Right to Repair in the US

It happens more often that you might think: Federal legislation is introduced to create for the US a European-style protection regime for spares. The latest effort, reported here by Motor Law's friend Dave Musker on the excellent Class 99 blog, goes under the catchy name of the “Promoting Automotive Repair, Trade, and Sales” (PARTS) Act, HR 3839 (IH). Well, the abbreviation is catchy, anyway. The full text can be found here.

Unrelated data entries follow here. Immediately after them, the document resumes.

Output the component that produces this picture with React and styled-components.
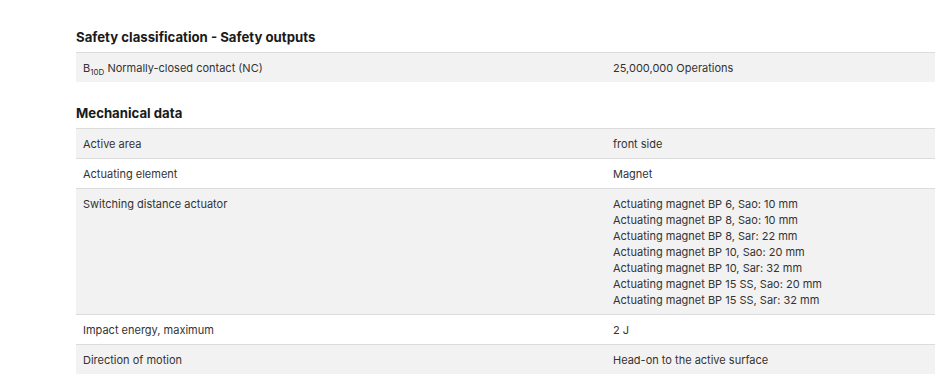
import React from "react";
import styled, { createGlobalStyle } from "styled-components";

const GlobalStyle = createGlobalStyle`
  html, body {
    margin: 0;
    padding: 0;
    background: #fff;
  }
  body {
    font-family: Inter, "Noto Sans", "Liberation Sans", sans-serif;
    color: #333;
  }
`;

const Page = styled.div`
  padding: 27px 0 0 76px;
  display: flex;
  flex-direction: column;
  gap: 21px;
`;

const Section = styled.section`
  display: flex;
  flex-direction: column;
`;

const Heading = styled.h3`
  margin: 0 0 5px;
  font-size: 13.2px;
  line-height: 20px;
  font-weight: 700;
  color: #1a1a1a;
`;

const Table = styled.div`
  display: flex;
  flex-direction: column;
`;

const Row = styled.div`
  display: grid;
  grid-template-columns: 530px 1fr;
  border-top: 1px solid #dcdcdc;
  background: ${(p) => (p.$striped ? "#f2f2f2" : "#fff")};
  font-size: 11px;
  line-height: 16px;
`;

const Label = styled.div`
  padding: 7px 7px 6px;
`;

const Value = styled.div`
  padding: 7px 7px 6px;
  display: flex;
  flex-direction: column;
`;

const Line = styled.span``;

const Sub = styled.sub`
  font-size: 8px;
  line-height: 0;
  vertical-align: -3px;
`;

const sections = [
  {
    title: "Safety classification - Safety outputs",
    rows: [
      {
        label: (
          <>
            B<Sub>10D</Sub> Normally-closed contact (NC)
          </>
        ),
        values: ["25,000,000 Operations"],
      },
    ],
  },
  {
    title: "Mechanical data",
    rows: [
      { label: "Active area", values: ["front side"] },
      { label: "Actuating element", values: ["Magnet"] },
      {
        label: "Switching distance actuator",
        values: [
          "Actuating magnet BP 6, Sao: 10 mm",
          "Actuating magnet BP 8, Sao: 10 mm",
          "Actuating magnet BP 8, Sar: 22 mm",
          "Actuating magnet BP 10, Sao: 20 mm",
          "Actuating magnet BP 10, Sar: 32 mm",
          "Actuating magnet BP 15 SS, Sao: 20 mm",
          "Actuating magnet BP 15 SS, Sar: 32 mm",
        ],
      },
      { label: "Impact energy, maximum", values: ["2 J"] },
      { label: "Direction of motion", values: ["Head-on to the active surface"] },
    ],
  },
];

const App = () => (
  <>
    <GlobalStyle />
    <Page>
      {sections.map((section) => (
        <Section key={section.title}>
          <Heading>{section.title}</Heading>
          <Table>
            {section.rows.map((row, i) => (
              <Row key={i} $striped={i % 2 === 0}>
                <Label>{row.label}</Label>
                <Value>
                  {row.values.map((v) => (
                    <Line key={v}>{v}</Line>
                  ))}
                </Value>
              </Row>
            ))}
          </Table>
        </Section>
      ))}
    </Page>
  </>
);

export default App;
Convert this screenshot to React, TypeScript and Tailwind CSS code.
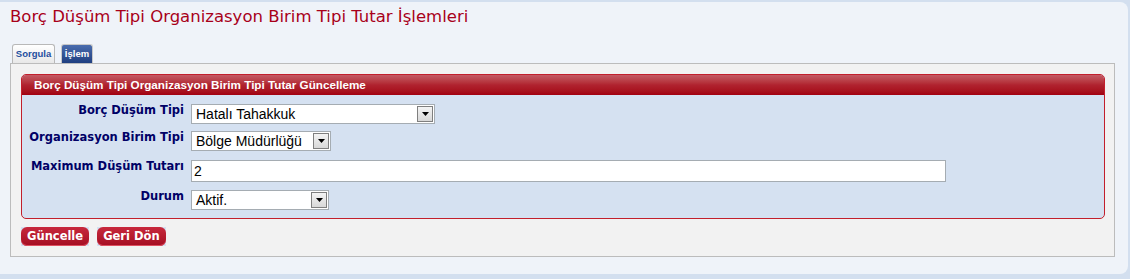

The Bill would give third parties the right to make, import, sell and use spare parts without infringing design patents (which broadly correspond in the States to registered designs here), by curbing the term of protection which would normally be 14 years. That is similar to the approach taken in the EU, to deny spare parts protection in order to deal with competition problems (which to my mind is a misguided attempt to deal with problems with the exercise of rights by curtailing the rights rather than dealing with the real problem). However, it would give the automakers a 30 month exclusivity period before selling and using the parts became legal, which isn't found in the EU system, although independent parts-makers would be able to take steps to prepare for marketing even during that 30 months.  Our home-grown Unregistered Design Right law gives five years' exclusivity, but denies most spare parts protection because of the must-fit and must-match exclusions. The residual protection offered in the US would be even less use than what they get under our law: there's an interesting article about the proposal by Kelly Burris of Brinks Hofer here.

Of course, attempts to tie up the loose ends left by the European Union designs legislation have come to very little over the past many years. How can anyone ever hope to find agreement on spare parts protection? The vested interests are just too deeply entrenched and irreconcilable. Don't expect the Americans to devise a magic solution.